Временами его критические замечания (устные, а не на полях рукописи) превращались в прекрасные лекции о силе художественных приемов (правда, короткие, а не на академические 45 минут). Одну из них, по стилистике, я выслушал не возражая — она запомнилась навсегда.
Один из героев моей повести, шахтер Гриценко, сердито крикнул в захохотавший во время его выступления зал: «Хватит ржать!», а спустя несколько минут, уже с места, а не с трибуны, добавил: «Сбили вы меня своим неорганизованным ржанием!»
— Нет, — сказал Твардовский. — Нельзя, перебор. Недооцениваете силу слова. Если яркое выражение повторить, оно — не всегда, но очень часто — тускнеет. Ваш Гриценко выкрикнул сильное слово, а повторив, мигом ослабил его. Вычеркните второе ржанье. Цените сильные слова, они обогащают повествование, их, как и всякое богатство, нельзя обесценивать расшвыриванием.
И, увлекаясь, продолжил:
— Александр Фадеев как-то сказал мне: «Саша, действие иного слова неизмеримо сильно. Если в начале трехтомного романа кто-то громко испортит воздух, то вонь пойдет по всем трем томам». Следите за своим стилем, он небезупречен.
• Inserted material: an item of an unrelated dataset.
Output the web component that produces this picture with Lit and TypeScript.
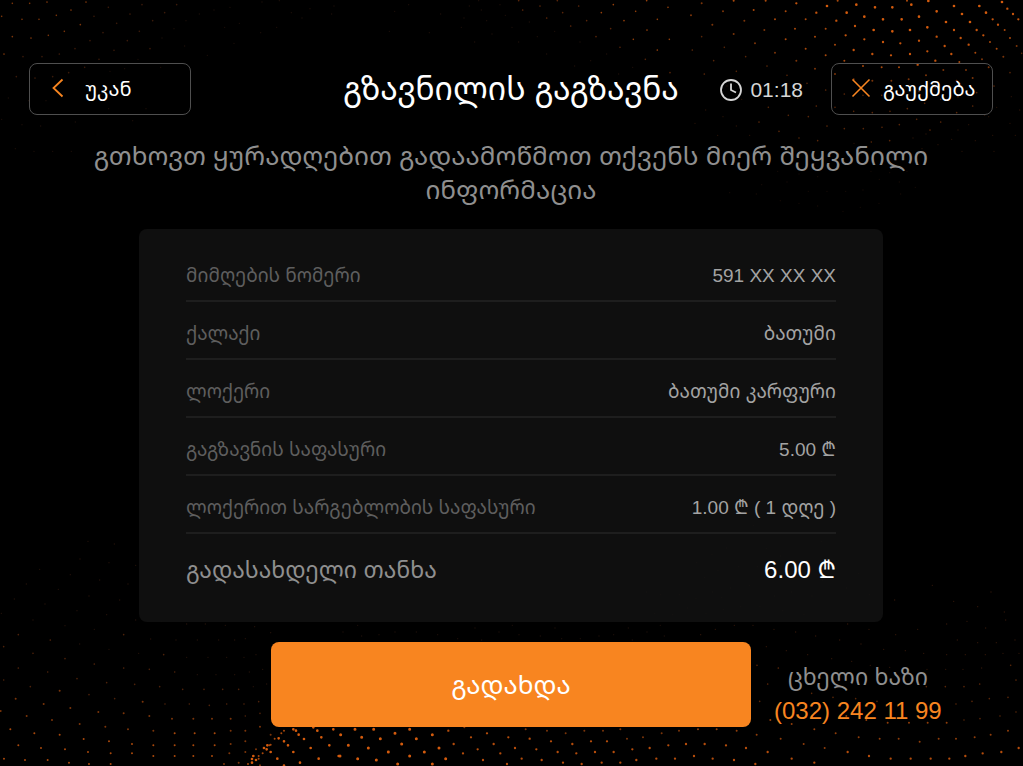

Но Караганова требовала большего, чем стилистическая правка текста. Она захотела, чтобы я убрал одну любовную сцену: некий Синев провожает некую Машу и на морозе (а в Заполярье морозы — будь здоров) объясняется ей в любви. Соответственно — объятия, поцелуи… А впереди — катастрофа, которая разнесет эту любовь в клочья. Таков был смысл: сила чувства проверяется в час тяжелого испытания. Именно любовные сцены беспощадней всего раскритиковал Твардовский в своем письме-рецензии, именно на них напирала Караганова. Сейчас я понимаю, почему Александр Трифонович так остро реагировал на шаблонность подобных описаний. В его творчестве практически отсутствует любовная тематика. Он, наверное, единственный крупный русский поэт, не посвятивший любви ни одного впечатляющего стихотворения (во всяком случае — я таких стихов у него не знаю). И если уж он сам почему-то не решался коснуться этой темы, то посредственного ее воплощения, вероятно, просто не мог вынести.
Я упорствовал, защищая все любовные сцены, Караганова настаивала на полном изъятии одной из них. Я устал бороться.
Мной овладела та странная апатия, когда хочется послать все к черту, а самому пойти еще дальше. Я сказал:
— Любовь Григорьевна, мне кажется, я вас понимаю: вы просто не хотите печатать мою повесть. Не надо искать предлогов, чтобы ее отклонить. Я забираю рукопись, и будем считать, что это наше обоюдное желание.
Она молча глядела на меня, что-то обдумывая, потом сказала:
— Я должна поговорить с Александром Трифоновичем. Вы не смогли бы прийти завтра?
— Смогу, — сказал я и ушел.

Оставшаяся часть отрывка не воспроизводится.